The document ’Cooperatives are key to the transition from the informal to the formal economy’ to be distributed among delegates and elaborated by CICOPA argues that the cooperative entrepreneurial model is particularly adapted to lifting people out of poverty and carrying out the transition to the formal economy. Over the last the two centuries, cooperatives have been ensuring such transitions: for example, rural credit and agricultural cooperatives in the 19th century in Germany and France lifted the majority of farmers out of informality and indebtedness: this process then extended itself to most of what has become the industrialized world and more recently, the emerging countries. Nowadays worker and social cooperatives are among the main types of cooperatives that can ensure this transition.

Based on ten weeks of fieldwork in regions of ten different countries, three of which with a high concentration of informal economy – Ahmedabad district in Gujerat, India, Gauteng province in South Africa and Paraiba State in Brazil-, the study ’Cooperatives and Employment – a Global Report’, published by CICOPA in 2014, argues that employment in cooperatives tends to be more secure than the average. Why? Since cooperatives are stakeholder-based enterprises established for the long-term, it is logical that their producer-members, their worker-members and their employees also benefit from stable employment or production conditions. The fieldwork has also highlighted a particularly strong sense of identification with the cooperative among members and staff, and employees and managers alike often perceive that the ultimate employer is the surrounding community, a factor which tends to improve job stability. Cooperatives do so effectively and efficiently because they provide people with a voice, representation and empowerment, while also generating an array of instruments for entrepreneurial development.

“The contribution of cooperatives to the generation of quality jobs is even clearer in the case of persons who are excluded from the formal economy such as undocumented people, immigrants and low-income women”, says Bruno Roelants, Secretary General of CICOPA. Indeed, cooperative principles (voluntary and open membership; democratic member control; member economic participation; autonomy and independence; Education, training and information; intercooperation and concern for community) which appear in Promotion of Cooperatives Recommendation n°193 (2002), interact with each other to form a business model that provide the necessary learning space, economies of scale and organizational practice to enable individuals to work together and carry out their transition towards the formal economy, while being permeated by the cooperative underlying values which make the cooperative enterprise one of the most natural options for informal economy groups and workers.
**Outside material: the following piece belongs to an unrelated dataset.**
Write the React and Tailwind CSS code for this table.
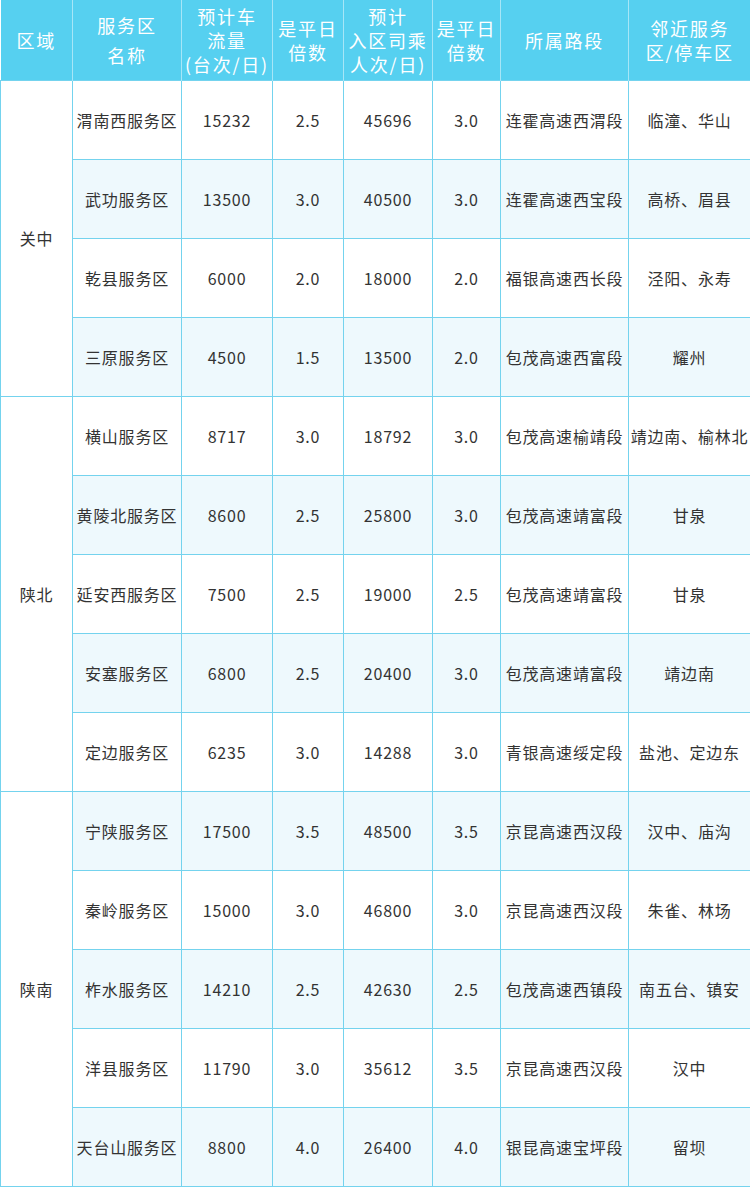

“It is highly recommended that cooperatives be explicitly mentioned in the proposed Recommendation concerning the Transition from the Informal to the Formal Economy. A clearer acknowledgement of cooperatives’ actual and potential contribution will clarify the role of cooperatives in the formalization process and will guide the policy framework of the new instrument”, insists Roelants.

Background

Following the discussion in the framework of the 103 International Labour Conference held from 28 May to 12 June in Geneva, the ILO already included cooperatives in the Recommendation on tackling the informal Economy. This was the first step and this item will be dealt with at the 104th Session of the Conference to be held next week, hopefully with the publication of a Recommendation.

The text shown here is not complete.